This is covered in IRS Publication 502: Medical and Dental Expenses. Dentures could normally be deducted as a medical expense on Schedule A, Itemized Deductions. The amount spent is subject to a percentage exclusion of your adjusted gross income (AGI) within the medical section. With Insurance these days, most peoples medical expenses do not exceed the exclusion, so the amount is zeroed out at this point.

If the re-calculated amount is greater than zero, it is then added to the totals of the other sections on Schedule A, and that total is then subject to another exclusion of a percentage of AGI.

There might have been one possibility, but even if it would have worked, it would have needed to be addressed before, so it's too late now. I'm including it here now in the hopes that people facing your same circumstances could do some investigation that might save them some money.

There are charitable organizations that help people with dentures. If you could have donated to one of them, you would have been able to deduct it from your taxes but charitable deductions are again a section of Schedule A, so again you'd have to itemize and the total would be subject to an exclusion of a percentage of AGI.

But there's potentially a catch. it's possible that IRS regulations and the charitable organization's charter don't allow direct assistance. That is, YOU can't donate your money to "the denture assistance society" (a fictitious generic name as an exemplar) and specify that it's for "MY friend Jane". charitable organizations are approved federally, but their charters are through the state whose regulations vary, and it is these papers that are submitted for approval.
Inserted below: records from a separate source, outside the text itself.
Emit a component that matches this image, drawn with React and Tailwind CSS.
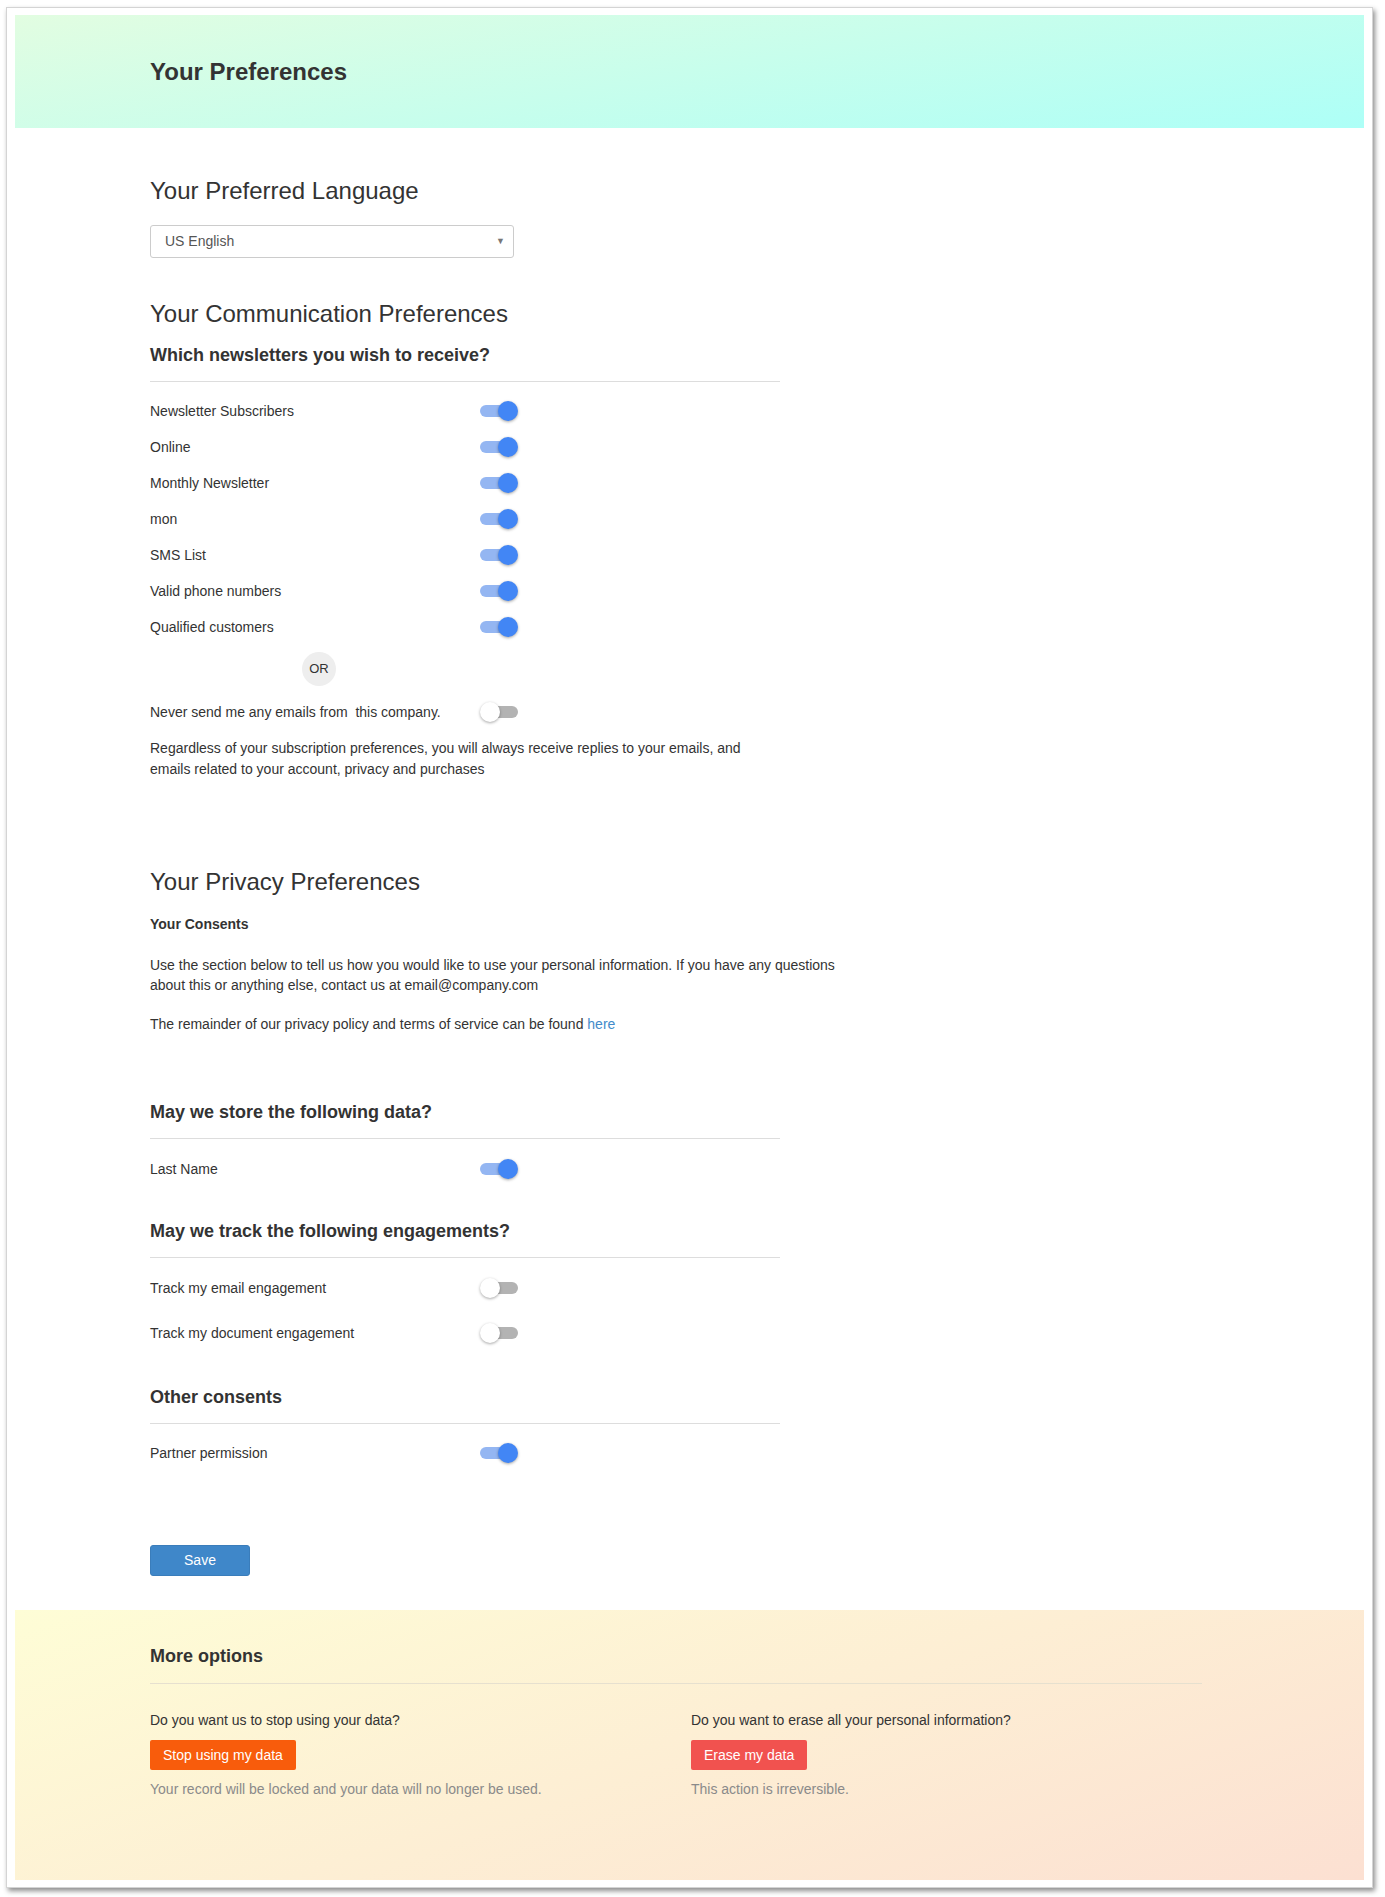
import React, { useState } from "react";

const NEWSLETTERS = [
  "Newsletter Subscribers",
  "Online",
  "Monthly Newsletter",
  "mon",
  "SMS List",
  "Valid phone numbers",
  "Qualified customers",
];

const Toggle = ({ on, onChange }) => (
  <button
    type="button"
    onClick={onChange}
    className="relative w-[38px] h-[20px] shrink-0 cursor-pointer"
  >
    <span
      className={`absolute top-[4px] h-[12px] w-[34px] rounded-full ${
        on ? "left-0 bg-[#94b6f2]" : "left-[4px] bg-[#b3b3b3]"
      }`}
    />
    <span
      className={`absolute top-0 h-[20px] w-[20px] rounded-full shadow-[0_1px_3px_rgba(0,0,0,0.35)] ${
        on ? "right-0 bg-[#4286f5]" : "left-0 bg-white"
      }`}
    />
  </button>
);

const Row = ({ label, on, onChange, className = "" }) => (
  <div className={`flex items-center h-[36px] ${className}`}>
    <span className="w-[330px] text-[14px]">{label}</span>
    <Toggle on={on} onChange={onChange} />
  </div>
);

const SubHead = ({ children, className = "" }) => (
  <>
    <h3 className={`text-[18px] leading-[20px] font-bold ${className}`}>{children}</h3>
    <hr className="mt-[16px] w-[630px] border-0 border-t border-[#dddddd]" />
  </>
);

export default function App() {
  const [news, setNews] = useState(NEWSLETTERS.map(() => true));
  const [never, setNever] = useState(false);
  const [lastName, setLastName] = useState(true);
  const [trackEmail, setTrackEmail] = useState(false);
  const [trackDoc, setTrackDoc] = useState(false);
  const [partner, setPartner] = useState(true);

  return (
    <div className="w-[1385px] h-[1897px] bg-white pt-[7px] pl-[6px] font-['Liberation_Sans',Arial,sans-serif] text-[#333333]">
      <div className="w-[1367px] h-[1881px] bg-white border border-[#d4d4d4] shadow-[2px_3px_5px_rgba(0,0,0,0.45)] px-[8px] pt-[7px] pb-[7px] flex flex-col">
        {/* header */}
        <div className="h-[113px] shrink-0 flex items-center pl-[135px] bg-[linear-gradient(170deg,#e2fde1,#adfff7)]">
          <h1 className="text-[24px] font-bold">Your Preferences</h1>
        </div>

        {/* main */}
        <div className="flex-1 pl-[135px]">
          <h2 className="mt-[50px] text-[24px] leading-[26px]">Your Preferred Language</h2>
          <div className="mt-[21px] w-[364px] h-[33px] border border-[#cccccc] rounded-[3px] flex items-center justify-between pl-[14px] pr-[8px] text-[14px] text-[#555]">
            <span>US English</span>
            <span className="text-[9px] text-[#777]">▼</span>
          </div>

          <h2 className="mt-[43px] text-[24px] leading-[26px]">Your Communication Preferences</h2>
          <SubHead className="mt-[18px]">Which newsletters you wish to receive?</SubHead>
          <div className="mt-[11px]">
            {NEWSLETTERS.map((n, i) => (
              <Row
                key={n}
                label={n}
                on={news[i]}
                onChange={() => setNews((p) => p.map((v, j) => (j === i ? !v : v)))}
              />
            ))}
          </div>
          <div className="mt-[7px] ml-[152px] w-[34px] h-[34px] rounded-full bg-[#eeeeee] flex items-center justify-center text-[13px]">
            OR
          </div>
          <Row
            className="mt-[8px]"
            label={"Never send me any emails from \u00a0this company."}
            on={never}
            onChange={() => setNever(!never)}
          />
          <p className="mt-[8px] w-[630px] text-[14px] leading-[21px]">
            Regardless of your subscription preferences, you will always receive replies to your emails, and
            emails related to your account, privacy and purchases
          </p>

          <h2 className="mt-[89px] text-[24px] leading-[26px]">Your Privacy Preferences</h2>
          <h4 className="mt-[19px] text-[14px] leading-[20px] font-bold">Your Consents</h4>
          <p className="mt-[21px] w-[700px] text-[14px] leading-[20px]">
            Use the section below to tell us how you would like to use your personal information. If you have any questions
            about this or anything else, contact us at email@company.com
          </p>
          <p className="mt-[19px] text-[14px] leading-[20px]">
            The remainder of our privacy policy and terms of service can be found{" "}
            <a href="#" className="text-[#428bca]">here</a>
          </p>

          <SubHead className="mt-[68px]">May we store the following data?</SubHead>
          <Row className="mt-[12px]" label="Last Name" on={lastName} onChange={() => setLastName(!lastName)} />

          <SubHead className="mt-[34px]">May we track the following engagements?</SubHead>
          <Row className="mt-[12px]" label="Track my email engagement" on={trackEmail} onChange={() => setTrackEmail(!trackEmail)} />
          <Row className="mt-[9px]" label="Track my document engagement" on={trackDoc} onChange={() => setTrackDoc(!trackDoc)} />

          <SubHead className="mt-[36px]">Other consents</SubHead>
          <Row className="mt-[11px]" label="Partner permission" on={partner} onChange={() => setPartner(!partner)} />

          <button className="mt-[74px] w-[100px] h-[31px] rounded-[3px] bg-[#3f87c9] border border-[#3a7dbb] text-white text-[14px]">
            Save
          </button>
        </div>

        {/* more options */}
        <div className="h-[270px] shrink-0 pl-[135px] pt-[36px] bg-[linear-gradient(160deg,#fefdd6,#fce0d2)]">
          <h3 className="text-[18px] leading-[20px] font-bold">More options</h3>
          <hr className="mt-[17px] w-[1052px] border-0 border-t border-[#e6e0cf]" />
          <div className="mt-[27px] flex">
            <div className="w-[541px]">
              <p className="text-[14px] leading-[18px]">Do you want us to stop using your data?</p>
              <button className="mt-[11px] h-[30px] px-[13px] rounded-[2px] bg-[#f85c0c] text-white text-[14px]">
                Stop using my data
              </button>
              <p className="mt-[10px] text-[14px] leading-[18px] text-[#8a8a8a]">
                Your record will be locked and your data will no longer be used.
              </p>
            </div>
            <div>
              <p className="text-[14px] leading-[18px]">Do you want to erase all your personal information?</p>
              <button className="mt-[11px] h-[30px] px-[13px] rounded-[2px] bg-[#f1524f] text-white text-[14px]">
                Erase my data
              </button>
              <p className="mt-[10px] text-[14px] leading-[18px] text-[#8a8a8a]">This action is irreversible.</p>
            </div>
          </div>
        </div>
      </div>
    </div>
  );
}
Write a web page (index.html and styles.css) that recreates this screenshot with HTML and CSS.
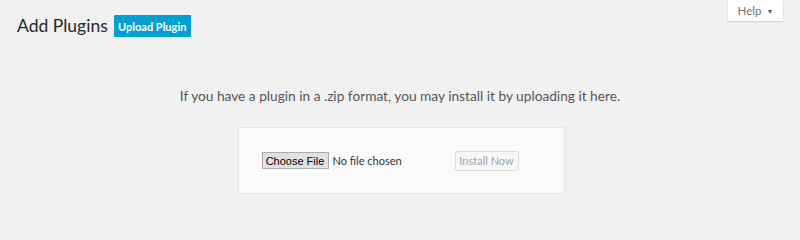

Considering the longer life expectancies, the greater numbers of aging people with the Boomers becoming seniors and difficult economy we've been functioning in for some time, there are going to be a lot of people who need financial help in the medical arena. Not just dentures but even nursing homes in long term care. If it were more attractive or beneficial for friends to be able to help, it could take some of the pressure off of the government requirement to do so. Until larger changed to allow a more liberal approach for deducting financial aid, the government will have to continue picking up the tab and people will have to continue waiting, waiting, waiting until their applications are approved.